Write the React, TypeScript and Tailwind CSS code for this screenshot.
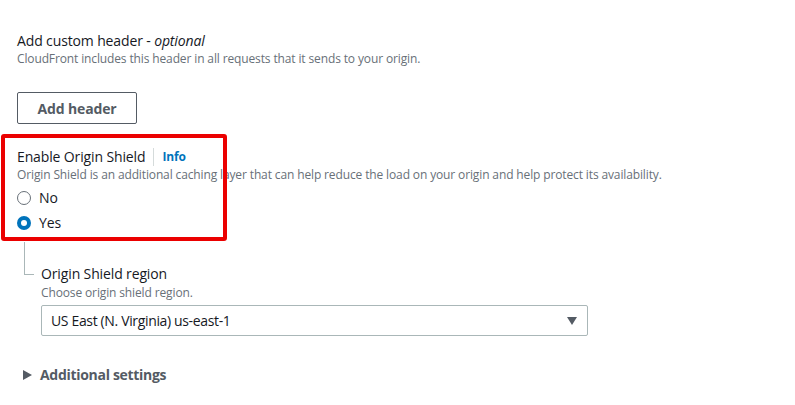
import React from "react";

const font = { fontFamily: '"Open Sans", "Noto Sans", Arial, sans-serif' };

function Radio({ checked, label }: { checked?: boolean; label: string }) {
  return (
    <label className="flex h-[25px] items-center gap-[8px]">
      {checked ? (
        <span className="flex h-[14px] w-[14px] items-center justify-center rounded-full bg-[#0073bb]">
          <span className="h-[6px] w-[6px] rounded-full bg-white" />
        </span>
      ) : (
        <span className="h-[14px] w-[14px] rounded-full border border-[#687078] bg-white" />
      )}
      <span className="text-[14px] text-[#16191f]">{label}</span>
    </label>
  );
}

export default function App() {
  return (
    <div className="relative h-[405px] w-[795px] overflow-hidden bg-white tracking-[-0.13px]" style={font}>
      <div className="pl-[17px] pt-[31px]">
        <div className="text-[14px] leading-[20px] text-[#16191f]">
          Add custom header - <i>optional</i>
        </div>
        <div className="text-[12px] leading-[16px] text-[#687078]">
          CloudFront includes this header in all requests that it sends to your origin.
        </div>
        <button className="mt-[25px] h-[32px] w-[120px] rounded-[2px] border border-[#545b64] text-[14px] font-bold text-[#545b64]">
          Add header
        </button>

        <div className="mt-[23px] flex items-center text-[14px] leading-[20px] text-[#16191f]">
          <span>Enable Origin Shield</span>
          <span className="mx-[8px] h-[18px] w-px bg-[#d5dbdb]" />
          <span className="text-[12px] font-bold text-[#0073bb]">Info</span>
        </div>
        <div className="text-[12px] leading-[16px] text-[#687078]">
          Origin Shield is an additional caching layer that can help reduce the load on your origin and help protect its availability.
        </div>
        <div className="mt-[2px]">
          <Radio label="No" />
          <Radio checked label="Yes" />
        </div>

        <div className="flex">
          <div className="ml-[7px] mt-[7px] h-[33px] w-[10px] border-b border-l border-[#aab7b8]" />
          <div className="ml-[7px] mt-[29px] flex-1">
            <div className="text-[14px] leading-[20px] text-[#16191f]">Origin Shield region</div>
            <div className="text-[12px] leading-[18px] text-[#687078]">Choose origin shield region.</div>
            <div className="mt-[3px] flex h-[31px] w-[547px] items-center justify-between rounded-[2px] border border-[#aab7b8] pl-[9px] pr-[10px]">
              <span className="text-[14px] tracking-[-0.35px] text-[#16191f]">US East (N. Virginia) us-east-1</span>
              <svg width="10" height="8" viewBox="0 0 10 8">
                <path d="M0 0 L10 0 L5 8 Z" fill="#545b64" />
              </svg>
            </div>
          </div>
        </div>

        <div className="mt-[28px] flex items-center gap-[8px]">
          <svg width="9" height="10" viewBox="0 0 9 10" className="ml-[6px]">
            <path d="M0 0 L9 5 L0 10 Z" fill="#545b64" />
          </svg>
          <span className="text-[14px] font-bold tracking-[-0.3px] text-[#545b64]">Additional settings</span>
        </div>
      </div>

      <div className="pointer-events-none absolute left-[1px] top-[134px] h-[107px] w-[226px] rounded-[3px] border-[4px] border-[#eb0000]" />
    </div>
  );
}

Short exercise
Copy every line above word for word and exclude the pictures.

Correct answer
Write the React, TypeScript and Tailwind CSS code for this screenshot.
import React from "react";

const font = { fontFamily: '"Open Sans", "Noto Sans", Arial, sans-serif' };

function Radio({ checked, label }: { checked?: boolean; label: string }) {
  return (
    <label className="flex h-[25px] items-center gap-[8px]">
      {checked ? (
        <span className="flex h-[14px] w-[14px] items-center justify-center rounded-full bg-[#0073bb]">
          <span className="h-[6px] w-[6px] rounded-full bg-white" />
        </span>
      ) : (
        <span className="h-[14px] w-[14px] rounded-full border border-[#687078] bg-white" />
      )}
      <span className="text-[14px] text-[#16191f]">{label}</span>
    </label>
  );
}

export default function App() {
  return (
    <div className="relative h-[405px] w-[795px] overflow-hidden bg-white tracking-[-0.13px]" style={font}>
      <div className="pl-[17px] pt-[31px]">
        <div className="text-[14px] leading-[20px] text-[#16191f]">
          Add custom header - <i>optional</i>
        </div>
        <div className="text-[12px] leading-[16px] text-[#687078]">
          CloudFront includes this header in all requests that it sends to your origin.
        </div>
        <button className="mt-[25px] h-[32px] w-[120px] rounded-[2px] border border-[#545b64] text-[14px] font-bold text-[#545b64]">
          Add header
        </button>

        <div className="mt-[23px] flex items-center text-[14px] leading-[20px] text-[#16191f]">
          <span>Enable Origin Shield</span>
          <span className="mx-[8px] h-[18px] w-px bg-[#d5dbdb]" />
          <span className="text-[12px] font-bold text-[#0073bb]">Info</span>
        </div>
        <div className="text-[12px] leading-[16px] text-[#687078]">
          Origin Shield is an additional caching layer that can help reduce the load on your origin and help protect its availability.
        </div>
        <div className="mt-[2px]">
          <Radio label="No" />
          <Radio checked label="Yes" />
        </div>

        <div className="flex">
          <div className="ml-[7px] mt-[7px] h-[33px] w-[10px] border-b border-l border-[#aab7b8]" />
          <div className="ml-[7px] mt-[29px] flex-1">
            <div className="text-[14px] leading-[20px] text-[#16191f]">Origin Shield region</div>
            <div className="text-[12px] leading-[18px] text-[#687078]">Choose origin shield region.</div>
            <div className="mt-[3px] flex h-[31px] w-[547px] items-center justify-between rounded-[2px] border border-[#aab7b8] pl-[9px] pr-[10px]">
              <span className="text-[14px] tracking-[-0.35px] text-[#16191f]">US East (N. Virginia) us-east-1</span>
              <svg width="10" height="8" viewBox="0 0 10 8">
                <path d="M0 0 L10 0 L5 8 Z" fill="#545b64" />
              </svg>
            </div>
          </div>
        </div>

        <div className="mt-[28px] flex items-center gap-[8px]">
          <svg width="9" height="10" viewBox="0 0 9 10" className="ml-[6px]">
            <path d="M0 0 L9 5 L0 10 Z" fill="#545b64" />
          </svg>
          <span className="text-[14px] font-bold tracking-[-0.3px] text-[#545b64]">Additional settings</span>
        </div>
      </div>

      <div className="pointer-events-none absolute left-[1px] top-[134px] h-[107px] w-[226px] rounded-[3px] border-[4px] border-[#eb0000]" />
    </div>
  );
}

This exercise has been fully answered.